Derivative of $\cos^{-1}\sqrt{\frac{1+x}2}$ using substitution 
Find the derivative of $$\cos^{-1}\sqrt{\frac{1+x}2}.$$

I'm learning differentiation and calculus for the first time. I can easily find the derivative of the given expression by chain rule. But the book from which I'm learning calculus encourages finding derivatives of inverse trigonometric functions of algebraic functions with substitution rather than using chain rule. So, I want to find the derivative of this function with substitution. Here is my attempt to do that:
Let $x=\cos2\theta$, then $\theta=\frac{\cos^{-1}x}2$.
Now,
$\begin{align}\cos^{-1}\sqrt{\frac{1+x}2} &= \cos^{-1}\left(\frac1{\sqrt2}\sqrt{1+\cos2\theta}\right)\\ &= \cos^{-1}\left(\frac1{\sqrt2}\sqrt{1+\cos^2\theta-1}\right)\\ &= \cos^{-1}\left(\frac1{\sqrt2}\cos\theta\right)
\end{align}$
I can't proceed further from here. Can we write this as $\frac1{\sqrt2}\theta$? And please do not give a solution using chain rule, as this would be of no help to me.

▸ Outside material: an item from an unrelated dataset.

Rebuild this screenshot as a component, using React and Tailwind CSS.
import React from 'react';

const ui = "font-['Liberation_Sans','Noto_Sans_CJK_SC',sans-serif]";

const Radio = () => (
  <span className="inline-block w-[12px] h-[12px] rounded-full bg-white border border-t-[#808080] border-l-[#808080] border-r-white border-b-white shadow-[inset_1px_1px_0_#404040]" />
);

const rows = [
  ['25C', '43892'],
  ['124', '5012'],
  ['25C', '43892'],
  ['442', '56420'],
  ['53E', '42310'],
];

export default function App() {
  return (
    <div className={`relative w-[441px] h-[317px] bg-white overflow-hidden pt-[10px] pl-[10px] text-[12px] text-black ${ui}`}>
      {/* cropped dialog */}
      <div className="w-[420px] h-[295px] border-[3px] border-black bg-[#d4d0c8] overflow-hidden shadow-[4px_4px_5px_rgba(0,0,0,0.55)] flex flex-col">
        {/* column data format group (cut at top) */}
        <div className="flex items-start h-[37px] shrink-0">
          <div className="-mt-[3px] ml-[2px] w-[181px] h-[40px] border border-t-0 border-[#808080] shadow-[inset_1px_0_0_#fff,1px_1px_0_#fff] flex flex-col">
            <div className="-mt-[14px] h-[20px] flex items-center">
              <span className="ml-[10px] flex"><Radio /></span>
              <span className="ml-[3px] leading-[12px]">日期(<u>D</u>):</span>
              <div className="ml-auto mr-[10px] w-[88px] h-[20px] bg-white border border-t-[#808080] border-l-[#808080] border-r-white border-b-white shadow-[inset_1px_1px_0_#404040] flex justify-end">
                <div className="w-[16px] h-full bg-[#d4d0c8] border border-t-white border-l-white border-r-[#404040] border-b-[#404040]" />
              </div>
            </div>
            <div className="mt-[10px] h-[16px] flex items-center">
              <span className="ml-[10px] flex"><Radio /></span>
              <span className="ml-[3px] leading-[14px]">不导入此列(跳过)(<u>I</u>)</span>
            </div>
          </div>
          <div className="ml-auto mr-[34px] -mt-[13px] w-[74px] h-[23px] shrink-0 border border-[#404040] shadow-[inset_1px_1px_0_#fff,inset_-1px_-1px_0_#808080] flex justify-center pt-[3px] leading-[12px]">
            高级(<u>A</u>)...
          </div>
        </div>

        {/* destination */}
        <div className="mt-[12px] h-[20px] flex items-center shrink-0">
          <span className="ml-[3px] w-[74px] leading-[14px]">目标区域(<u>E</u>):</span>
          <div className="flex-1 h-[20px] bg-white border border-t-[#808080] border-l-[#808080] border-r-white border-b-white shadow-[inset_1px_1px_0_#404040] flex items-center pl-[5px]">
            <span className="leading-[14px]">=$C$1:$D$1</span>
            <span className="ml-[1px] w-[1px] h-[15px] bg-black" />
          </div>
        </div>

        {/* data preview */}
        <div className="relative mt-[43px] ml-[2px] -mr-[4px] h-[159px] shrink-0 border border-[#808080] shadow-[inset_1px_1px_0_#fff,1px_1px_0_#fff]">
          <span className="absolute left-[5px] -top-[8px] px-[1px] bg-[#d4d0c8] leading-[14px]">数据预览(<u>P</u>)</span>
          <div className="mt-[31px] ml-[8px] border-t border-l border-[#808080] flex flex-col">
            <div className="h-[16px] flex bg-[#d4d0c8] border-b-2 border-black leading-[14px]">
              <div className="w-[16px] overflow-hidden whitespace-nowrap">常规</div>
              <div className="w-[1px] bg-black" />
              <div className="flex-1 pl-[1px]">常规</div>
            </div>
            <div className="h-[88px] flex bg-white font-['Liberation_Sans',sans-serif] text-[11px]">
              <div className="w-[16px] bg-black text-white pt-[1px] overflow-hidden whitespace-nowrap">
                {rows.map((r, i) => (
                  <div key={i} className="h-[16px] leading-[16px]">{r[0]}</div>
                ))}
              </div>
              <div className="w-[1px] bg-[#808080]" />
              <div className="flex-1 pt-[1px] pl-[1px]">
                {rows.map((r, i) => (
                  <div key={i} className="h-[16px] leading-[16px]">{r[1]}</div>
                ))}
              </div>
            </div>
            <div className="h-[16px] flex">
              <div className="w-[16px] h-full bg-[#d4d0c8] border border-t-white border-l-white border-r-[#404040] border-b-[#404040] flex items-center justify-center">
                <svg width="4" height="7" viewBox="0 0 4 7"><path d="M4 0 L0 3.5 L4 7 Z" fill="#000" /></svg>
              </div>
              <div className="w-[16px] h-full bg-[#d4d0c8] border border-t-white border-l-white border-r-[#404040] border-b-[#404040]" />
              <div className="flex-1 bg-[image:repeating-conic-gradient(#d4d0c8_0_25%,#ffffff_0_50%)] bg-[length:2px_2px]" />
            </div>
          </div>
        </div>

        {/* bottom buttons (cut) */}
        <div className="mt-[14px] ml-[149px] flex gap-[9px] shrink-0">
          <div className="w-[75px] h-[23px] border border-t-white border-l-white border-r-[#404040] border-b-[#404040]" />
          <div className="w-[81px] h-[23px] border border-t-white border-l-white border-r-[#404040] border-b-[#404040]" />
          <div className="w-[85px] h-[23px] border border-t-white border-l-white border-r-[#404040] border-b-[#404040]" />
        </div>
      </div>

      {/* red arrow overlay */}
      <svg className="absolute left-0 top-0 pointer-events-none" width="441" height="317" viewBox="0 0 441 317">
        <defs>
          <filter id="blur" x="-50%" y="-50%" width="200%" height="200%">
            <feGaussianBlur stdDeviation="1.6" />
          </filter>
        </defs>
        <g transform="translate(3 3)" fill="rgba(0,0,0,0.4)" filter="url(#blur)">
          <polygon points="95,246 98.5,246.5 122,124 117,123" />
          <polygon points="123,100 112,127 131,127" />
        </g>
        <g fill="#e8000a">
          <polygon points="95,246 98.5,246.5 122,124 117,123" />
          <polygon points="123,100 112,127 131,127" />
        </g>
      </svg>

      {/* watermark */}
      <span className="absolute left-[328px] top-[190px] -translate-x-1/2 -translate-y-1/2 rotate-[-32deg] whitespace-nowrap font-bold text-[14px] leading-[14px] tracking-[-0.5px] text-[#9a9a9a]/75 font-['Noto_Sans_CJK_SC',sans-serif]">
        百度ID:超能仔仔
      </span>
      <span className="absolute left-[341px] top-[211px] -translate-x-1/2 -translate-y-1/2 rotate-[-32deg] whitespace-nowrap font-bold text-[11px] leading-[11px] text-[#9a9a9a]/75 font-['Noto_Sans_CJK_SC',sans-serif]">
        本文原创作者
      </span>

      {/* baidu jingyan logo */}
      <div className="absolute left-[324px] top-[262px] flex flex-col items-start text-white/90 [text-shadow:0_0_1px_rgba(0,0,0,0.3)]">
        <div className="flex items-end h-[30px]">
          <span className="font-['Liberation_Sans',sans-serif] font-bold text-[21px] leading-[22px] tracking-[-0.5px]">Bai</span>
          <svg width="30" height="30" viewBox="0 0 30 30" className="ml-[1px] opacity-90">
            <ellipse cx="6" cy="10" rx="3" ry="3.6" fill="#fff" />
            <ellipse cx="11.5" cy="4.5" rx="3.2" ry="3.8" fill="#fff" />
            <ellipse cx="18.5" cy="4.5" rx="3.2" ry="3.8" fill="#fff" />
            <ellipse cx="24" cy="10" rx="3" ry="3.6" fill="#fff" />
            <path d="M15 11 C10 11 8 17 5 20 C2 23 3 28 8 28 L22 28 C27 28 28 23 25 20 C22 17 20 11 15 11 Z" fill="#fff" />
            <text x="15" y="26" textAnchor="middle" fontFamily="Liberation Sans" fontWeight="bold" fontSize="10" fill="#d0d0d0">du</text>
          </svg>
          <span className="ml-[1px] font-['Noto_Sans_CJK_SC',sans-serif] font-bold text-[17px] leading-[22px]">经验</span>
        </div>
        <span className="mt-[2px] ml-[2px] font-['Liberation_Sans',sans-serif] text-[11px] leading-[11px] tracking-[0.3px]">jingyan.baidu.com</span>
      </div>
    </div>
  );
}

 A: Setting $x = \cos 2\theta$ and remembering that $\cos 2\theta = \color{red}{2}\cos^2\theta - 1$ leads to:
$$\begin{align}
\cos^{-1}\sqrt{\frac{1+x}2}
&= \cos^{-1}\sqrt{\frac{1+\cos2\theta}2}
\\ &= \cos^{-1}\sqrt{\frac{1+\color{red}{2}\cos^2\theta - 1}2}
\\ &= \theta
\end{align}$$
And so one can use:
$$\frac{d}{dx}\cos^{-1}\sqrt{\frac{1+x}2} = \frac{d\theta}{dx} = \frac{1}{dx/d\theta}$$
A: Let $x=\cos (2\theta)$ then
$$\cos^{-1}\sqrt{\frac{1+x}2}=\cos^{-1}(\cos \theta)=\theta$$
and
$$\frac{dx}{d\theta}=-2\sin (2\theta)$$
$$\frac{d}{dx}\left(\cos^{-1}\sqrt{\frac{1+x}2}\right)=-\frac12 \frac1{\sin (2\theta)}=-\frac12 \frac1{\sqrt{1-x^2}}$$
A: Second last step is wrong.
You used the right substitution. Simply write $1+\cos2\theta=2\cos^2\theta$. Afterwards, there's nothing much left in the question.
A: I think the natural way should be:
Let $\cos^{-1}\sqrt{\dfrac{1+x}2}=y$
$\implies0\le y\le\dfrac\pi2$ for real $1\ge x\ge-1$
$\implies x=\cdots=\cos2y$
and consequently $2y=\cos^{-1}x$ as $0\le \cos^{-1}x\le\pi$